Dadzio (Grandfather) narrowly escaped being executed by the Russians. He made his way back to Lwów, which ended up behind the Iron Curtain as the boundaries of Poland were re-drawn at the end of the war. Toporowno was also included in the newly formed, communist Union of Soviet Socialist Republics. Dadzio was to live for another twenty years but was never to see his four sons again.
My Polish parents had arrived in South Africa a few years after World War II, having served in the allied army in the Middle East where my three elder sisters were born in Palestine, Tel Aviv and Cairo. After the war, the family sailed from Cairo down through the Suez Canal and landed in Durban. I was born in 1953 in a rural village near Cape Town.

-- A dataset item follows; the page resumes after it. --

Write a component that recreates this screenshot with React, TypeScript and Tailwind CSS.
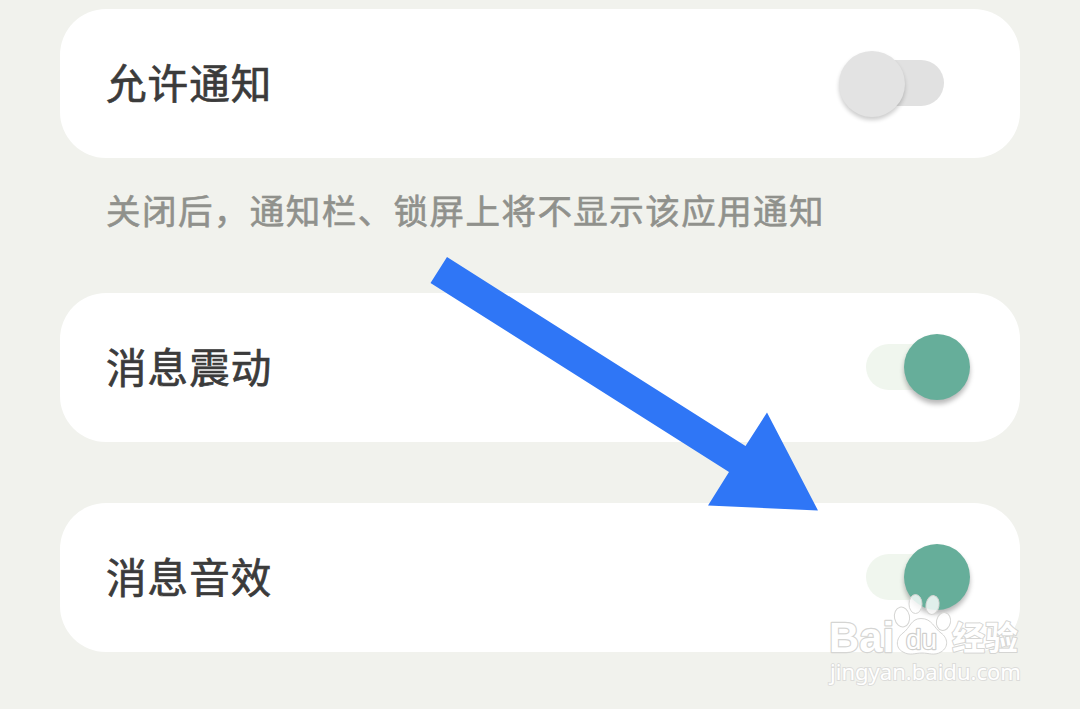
import { useState } from "react";
import clsx from "clsx";

type SwitchProps = {
  label: string;
  checked: boolean;
  onToggle: () => void;
};

const Switch = ({ label, checked, onToggle }: SwitchProps) => {
  return (
    <button
      type="button"
      role="switch"
      aria-label={label}
      aria-checked={checked}
      onClick={onToggle}
      className={clsx(
        "relative mr-[76px] mb-[2px] h-[46px] w-[78px] rounded-full",
        checked ? "bg-[#f0f6ee]" : "bg-[#e1e1e1]"
      )}
    >
      {/* the knob is wider than the track and hangs over its end */}
      <span
        className={clsx(
          "absolute size-[66px] rounded-full",
          checked
            ? "top-[-9.500px] right-[-26px] bg-[#66ae9a] shadow-[0_4px_5px_rgba(0,0,0,0.28)]"
            : "top-[-8.500px] left-[-27px] bg-[#e3e3e3] shadow-[0_3px_4px_rgba(0,0,0,0.2)]"
        )}
      />
    </button>
  );
};

const SettingCard = ({ label, checked, onToggle }: SwitchProps) => {
  return (
    <section className="flex h-[149px] items-center justify-between rounded-[46px] bg-white pl-[46px]">
      <span className="pb-[2px] text-[40.500px] leading-none tracking-[1.100px] text-[#3b3b3b] [-webkit-text-stroke:0.7px_#3b3b3b]">
        {label}
      </span>
      <Switch label={label} checked={checked} onToggle={onToggle} />
    </section>
  );
};

const Arrow = () => {
  return (
    <svg className="pointer-events-none absolute left-[430px] top-[256px]" width="390" height="256" viewBox="430 256 390 256">
      <path d="M447 257 L745.500 446 L767 412.500 L818 510.500 L708 505.500 L729 472 L430.500 283 Z" fill="#2f76f6" />
    </svg>
  );
};

const Watermark = () => {
  return (
    <svg className="pointer-events-none absolute left-[820px] top-[586px]" width="210" height="108" viewBox="820 586 210 108">
      <g fill="#fff" stroke="#d5d5d3" strokeLinejoin="round" paintOrder="stroke" fontWeight="700">
        <text x="829" y="652" fontSize="42" strokeWidth="2.400" fontFamily="'Liberation Sans', sans-serif" textLength="65" lengthAdjust="spacingAndGlyphs">Bai</text>
        <text x="952" y="650" fontSize="32.500" strokeWidth="2" fontFamily="'Noto Sans CJK SC', sans-serif" textLength="66" lengthAdjust="spacingAndGlyphs">经验</text>
      </g>
      <g fill="#fff" fillOpacity="0.8" stroke="#d5d5d3" strokeWidth="1">
        <ellipse cx="902" cy="617" rx="7.500" ry="10" transform="rotate(-12 902 617)" />
        <ellipse cx="915.500" cy="604" rx="6.500" ry="9.500" />
        <ellipse cx="932.500" cy="605" rx="6.500" ry="9.500" transform="rotate(10 932.500 605)" />
        <ellipse cx="943.500" cy="621.500" rx="7" ry="9" transform="rotate(12 943.500 621.500)" />
        <path fillOpacity="1" d="M921 618.500 C911 618.500 910 628 903 633 C896 638 895 648 903 652 C910 656 915 653 922 653 C929 653 934 656 941 652 C949 647 948 638 941 633 C934 628 932 618.500 921 618.500 Z" />
      </g>
      <text x="906" y="649" fontSize="27" fill="#fff" stroke="#cfcfcd" strokeWidth="2.400" strokeLinejoin="round" paintOrder="stroke" fontFamily="'Liberation Sans', sans-serif" textLength="31" lengthAdjust="spacingAndGlyphs">du</text>
      <text x="830" y="679.500" fontSize="21.500" fill="#fff" stroke="#dcdcda" strokeWidth="1.800" paintOrder="stroke" fontFamily="'Noto Sans', sans-serif" textLength="191" lengthAdjust="spacingAndGlyphs">jingyan.baidu.com</text>
    </svg>
  );
};

export default function App() {
  const [notify, setNotify] = useState(false);
  const [vibrate, setVibrate] = useState(true);
  const [sound, setSound] = useState(true);

  return (
    <main className="relative h-[709px] w-[1080px] overflow-hidden bg-[#f1f2ed] px-[60px] pt-[9px] font-['Noto_Sans_CJK_SC',sans-serif]">
      <SettingCard label="允许通知" checked={notify} onToggle={() => setNotify(!notify)} />
      <p className="flex h-[135px] items-start whitespace-nowrap pl-[46px] pt-[34px] text-[34.500px] leading-none tracking-[1.450px] text-[#90918c] [-webkit-text-stroke:0.6px_#90918c]">
        关闭后，通知栏、锁屏上将不显示该应用通知
      </p>
      <div className="flex flex-col gap-[61px]">
        <SettingCard label="消息震动" checked={vibrate} onToggle={() => setVibrate(!vibrate)} />
        <SettingCard label="消息音效" checked={sound} onToggle={() => setSound(!sound)} />
      </div>

      <Arrow />
      <Watermark />
    </main>
  );
}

The map was handed to me when I was in my mid-thirties. At the time my own life seemed tumultuous. A State of Emergency had been declared in South Africa, prospects of a challenging but exciting academic career emerged, a life-threatening illness had to be confronted. Childhood ideas of retrieving family treasure, buried somewhere in communist Eastern Europe, were forgotten. But with the success of the Polish resistance movement, Solidarity, and with the Berlin Wall coming down resulting in the fall of communism, the possibility of visiting the family estate now in Ukraine, became more likely. Youthful fantasies of a treasure hunt re-emerged. A few years later, a trip to an academic conference in London created the opportunity for a side visit to the former ancestral land.

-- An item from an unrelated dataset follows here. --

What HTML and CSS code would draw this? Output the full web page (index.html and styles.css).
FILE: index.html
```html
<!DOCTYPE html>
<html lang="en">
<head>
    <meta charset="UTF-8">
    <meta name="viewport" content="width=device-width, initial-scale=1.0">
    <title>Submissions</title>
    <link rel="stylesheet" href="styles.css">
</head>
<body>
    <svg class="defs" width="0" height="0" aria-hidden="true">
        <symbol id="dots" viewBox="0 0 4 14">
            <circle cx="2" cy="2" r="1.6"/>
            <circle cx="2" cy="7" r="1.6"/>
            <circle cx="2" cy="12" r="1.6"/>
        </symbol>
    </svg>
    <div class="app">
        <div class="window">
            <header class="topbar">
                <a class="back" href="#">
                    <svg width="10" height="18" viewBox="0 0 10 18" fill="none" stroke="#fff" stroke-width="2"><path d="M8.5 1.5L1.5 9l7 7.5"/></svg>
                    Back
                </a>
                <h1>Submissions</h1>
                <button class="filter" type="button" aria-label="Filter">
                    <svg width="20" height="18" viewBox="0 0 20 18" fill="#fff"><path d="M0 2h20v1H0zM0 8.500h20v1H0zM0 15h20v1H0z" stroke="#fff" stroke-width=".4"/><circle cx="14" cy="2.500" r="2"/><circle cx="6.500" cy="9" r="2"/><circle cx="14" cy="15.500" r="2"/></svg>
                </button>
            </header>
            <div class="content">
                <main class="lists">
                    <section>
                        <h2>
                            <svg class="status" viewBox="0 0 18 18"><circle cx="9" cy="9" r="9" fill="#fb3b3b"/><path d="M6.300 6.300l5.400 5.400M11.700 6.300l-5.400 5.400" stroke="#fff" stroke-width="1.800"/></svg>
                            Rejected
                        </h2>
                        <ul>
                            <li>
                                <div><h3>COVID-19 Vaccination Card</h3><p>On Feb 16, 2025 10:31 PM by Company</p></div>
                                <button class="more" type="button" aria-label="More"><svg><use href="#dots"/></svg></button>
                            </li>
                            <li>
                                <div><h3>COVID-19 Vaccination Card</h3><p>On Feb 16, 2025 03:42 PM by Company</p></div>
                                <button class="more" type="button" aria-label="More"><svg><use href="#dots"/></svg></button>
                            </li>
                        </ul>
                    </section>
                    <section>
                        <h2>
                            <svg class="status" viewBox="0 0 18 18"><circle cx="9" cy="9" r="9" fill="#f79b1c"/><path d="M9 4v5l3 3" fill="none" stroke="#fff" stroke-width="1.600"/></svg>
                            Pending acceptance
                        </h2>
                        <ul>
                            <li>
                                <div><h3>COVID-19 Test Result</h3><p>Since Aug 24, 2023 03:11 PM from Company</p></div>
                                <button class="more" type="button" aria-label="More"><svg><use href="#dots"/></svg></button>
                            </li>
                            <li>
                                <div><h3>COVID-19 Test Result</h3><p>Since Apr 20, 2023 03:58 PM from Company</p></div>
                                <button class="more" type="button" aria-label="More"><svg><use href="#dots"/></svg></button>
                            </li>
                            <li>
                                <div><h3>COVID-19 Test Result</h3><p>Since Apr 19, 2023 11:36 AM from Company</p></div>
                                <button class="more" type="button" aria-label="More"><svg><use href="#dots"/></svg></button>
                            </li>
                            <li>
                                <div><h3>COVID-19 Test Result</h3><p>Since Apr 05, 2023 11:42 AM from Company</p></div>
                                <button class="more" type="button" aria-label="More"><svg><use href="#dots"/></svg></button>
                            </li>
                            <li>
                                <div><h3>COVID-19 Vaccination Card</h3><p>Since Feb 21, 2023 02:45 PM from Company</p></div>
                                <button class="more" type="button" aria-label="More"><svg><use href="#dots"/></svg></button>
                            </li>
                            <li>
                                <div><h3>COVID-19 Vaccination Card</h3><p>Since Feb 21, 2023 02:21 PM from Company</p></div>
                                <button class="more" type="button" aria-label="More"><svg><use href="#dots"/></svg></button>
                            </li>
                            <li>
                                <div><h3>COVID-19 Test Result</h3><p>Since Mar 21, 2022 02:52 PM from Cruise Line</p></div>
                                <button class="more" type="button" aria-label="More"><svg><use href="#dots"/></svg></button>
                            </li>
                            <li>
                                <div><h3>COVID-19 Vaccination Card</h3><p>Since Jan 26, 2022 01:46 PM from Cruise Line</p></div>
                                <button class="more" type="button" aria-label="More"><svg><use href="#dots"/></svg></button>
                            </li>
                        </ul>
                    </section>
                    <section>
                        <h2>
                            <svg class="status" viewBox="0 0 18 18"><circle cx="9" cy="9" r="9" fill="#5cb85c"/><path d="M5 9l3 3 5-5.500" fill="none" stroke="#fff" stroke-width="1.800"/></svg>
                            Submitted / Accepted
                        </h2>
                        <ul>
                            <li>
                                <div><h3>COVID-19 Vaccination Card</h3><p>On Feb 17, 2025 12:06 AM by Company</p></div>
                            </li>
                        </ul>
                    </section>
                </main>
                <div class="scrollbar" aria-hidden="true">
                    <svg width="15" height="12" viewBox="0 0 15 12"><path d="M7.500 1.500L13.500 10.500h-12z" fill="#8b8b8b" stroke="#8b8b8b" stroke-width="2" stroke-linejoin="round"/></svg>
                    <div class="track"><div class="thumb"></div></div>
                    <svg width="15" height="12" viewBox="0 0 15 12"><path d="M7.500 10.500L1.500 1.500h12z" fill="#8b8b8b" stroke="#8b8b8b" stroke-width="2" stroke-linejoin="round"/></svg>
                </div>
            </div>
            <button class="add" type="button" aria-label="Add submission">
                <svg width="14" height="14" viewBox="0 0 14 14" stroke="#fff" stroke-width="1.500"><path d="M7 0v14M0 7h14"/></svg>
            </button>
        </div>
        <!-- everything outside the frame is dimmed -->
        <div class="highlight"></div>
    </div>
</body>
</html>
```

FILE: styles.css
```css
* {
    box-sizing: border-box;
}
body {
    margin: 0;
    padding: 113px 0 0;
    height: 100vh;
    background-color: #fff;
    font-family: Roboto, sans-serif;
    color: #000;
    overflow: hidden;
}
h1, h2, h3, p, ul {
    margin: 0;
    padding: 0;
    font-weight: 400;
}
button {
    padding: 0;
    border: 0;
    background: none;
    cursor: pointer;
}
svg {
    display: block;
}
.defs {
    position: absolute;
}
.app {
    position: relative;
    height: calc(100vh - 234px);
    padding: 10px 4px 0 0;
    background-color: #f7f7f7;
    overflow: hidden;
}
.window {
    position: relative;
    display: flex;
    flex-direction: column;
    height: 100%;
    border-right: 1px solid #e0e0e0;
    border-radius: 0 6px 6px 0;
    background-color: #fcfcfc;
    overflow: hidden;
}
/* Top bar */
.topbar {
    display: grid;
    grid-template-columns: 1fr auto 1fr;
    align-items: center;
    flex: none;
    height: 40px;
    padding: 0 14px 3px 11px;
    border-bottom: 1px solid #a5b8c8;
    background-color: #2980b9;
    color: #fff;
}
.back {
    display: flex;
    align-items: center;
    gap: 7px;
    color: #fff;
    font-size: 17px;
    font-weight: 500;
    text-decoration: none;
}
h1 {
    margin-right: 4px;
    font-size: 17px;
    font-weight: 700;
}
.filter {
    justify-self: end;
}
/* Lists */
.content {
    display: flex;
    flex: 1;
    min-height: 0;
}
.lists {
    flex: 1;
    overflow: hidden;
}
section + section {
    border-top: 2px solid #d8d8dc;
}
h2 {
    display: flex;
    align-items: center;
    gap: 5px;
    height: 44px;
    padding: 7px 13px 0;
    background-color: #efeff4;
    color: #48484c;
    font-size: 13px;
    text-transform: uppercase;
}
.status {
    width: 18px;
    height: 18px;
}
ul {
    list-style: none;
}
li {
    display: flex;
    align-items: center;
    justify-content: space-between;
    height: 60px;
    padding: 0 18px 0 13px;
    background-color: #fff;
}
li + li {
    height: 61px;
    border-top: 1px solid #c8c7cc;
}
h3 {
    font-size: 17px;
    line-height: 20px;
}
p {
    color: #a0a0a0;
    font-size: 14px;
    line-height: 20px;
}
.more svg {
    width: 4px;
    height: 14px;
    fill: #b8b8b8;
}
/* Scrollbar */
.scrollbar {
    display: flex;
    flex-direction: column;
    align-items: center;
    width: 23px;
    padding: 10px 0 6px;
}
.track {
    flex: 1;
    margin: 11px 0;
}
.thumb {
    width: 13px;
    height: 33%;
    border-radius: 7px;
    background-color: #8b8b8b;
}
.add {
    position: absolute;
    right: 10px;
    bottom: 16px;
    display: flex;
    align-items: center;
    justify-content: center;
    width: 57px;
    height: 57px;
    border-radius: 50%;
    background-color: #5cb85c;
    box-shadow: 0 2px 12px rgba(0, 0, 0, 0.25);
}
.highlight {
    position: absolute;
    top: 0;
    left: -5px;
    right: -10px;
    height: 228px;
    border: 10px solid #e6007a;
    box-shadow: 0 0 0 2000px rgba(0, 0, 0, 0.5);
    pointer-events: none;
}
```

In London I visited Stanfords, “the world’s biggest and best map shop…” and bought large- and small-scale maps of the region. The most detailed of these was in indecipherable Cyrillic. But a few days later I spread the Cyrillic map out on my Polish cousin Pawel’s kitchen table for him to exclaim “Here is Toporowno ”. It dawned on me that Toporowno was not the name of the farm, as I had assumed, but the name of the adjoining village. I realised that many of the villagers of Toporowno had worked on the farm and the village was inseparable from it. Would the workers have had wind of the buried family silver and dug it up soon after the war? How practical would it be for a bunch of foreigners to arrive in rural Ukraine, walk around with metal detectors and start digging. It seemed a pipe dream.
On my first visit to Toporowno I wandered around, exploring the farm for about an hour. The muddy Dnestr in the valley below seemed hardly to move. My Polish cousin was busily ridding his Kombi of a swarm of midges which had welcomed us as we bumped to a halt on the farm. Two of my older sisters, Wanda and Marysia and their husbands, who had joined me on the trip, spread out a bit. I felt the sun on my back and saw an old, stooped man and his dog crossing the farm some distance away. He saw me ambling over and changed direction towards me.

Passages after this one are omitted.